Mi sono assai stupito, ieri mattina, quando la signora del
bar, che mi aveva preparato un ottimo caffè, mi salutava dicendomi:
“arrivederci e buon primo maggio!” E mi son chiesto, ma si dice ancora, come
buon Natale o buona Pasqua? Ha ancora senso questa festa soffocata e avvilita dall’attualità?
Da tempo, è la festa del lavoro che non c’è, la festa
dell’effimero e della precarietà e dei diritti revocati. Anche se, resta il
concertone per distrarre e non far troppo pensare.

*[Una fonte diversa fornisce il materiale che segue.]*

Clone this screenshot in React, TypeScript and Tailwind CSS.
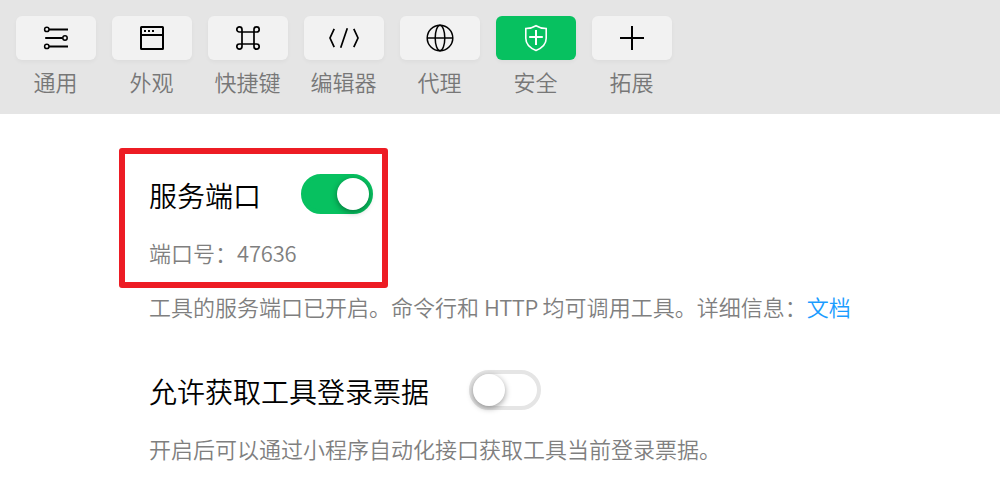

Dalle pensioni al pubblico impiego, dai dati sull’occupazione
al boom dei voucher, al Jobs act e ai giovani che, quando trovano uno straccio
di lavoro, devono sapere che dovranno tribolare fino a settantacinque anni per
avere una mancia a titolo di pensione.
“Dal
governo non c’è un’idea di politica economica e di sviluppo. Quando interviene,
lo fa per togliere diritti. Non c’è mai l’obiettivo di rispondere ai bisogni
reali delle persone, di ridurre qualche diseguaglianza”. Dice la
Camusso.
A metà dell’ottocento, i lavoratori non avevano diritti:
lavoravano anche 16 ore al giorno, in pessime condizioni, e spesso morivano sul
luogo di lavoro.
Il 1° maggio 1886 fu indetto uno sciopero generale in tutti
gli Stati Uniti per ridurre la giornata lavorativa a 8 ore, ma a Chicago la
polizia lo represse uccidendo diversi manifestanti.
Oggi, ancora ricordiamo quei fatti che, insieme alla strage
di Portella della Ginestra del primo maggio 1947 in Sicilia - per quanto ci
riguarda, come italiani - diedero origine alla Festa del Lavoro, anche se, in
effetti, celebriamo solo un mito, veneriamo una radicata tradizione e una
memoria collettiva.
Quelle conquiste e quei diritti, col sangue conquistati, sono
di nuovo e ancora rimessi in discussione.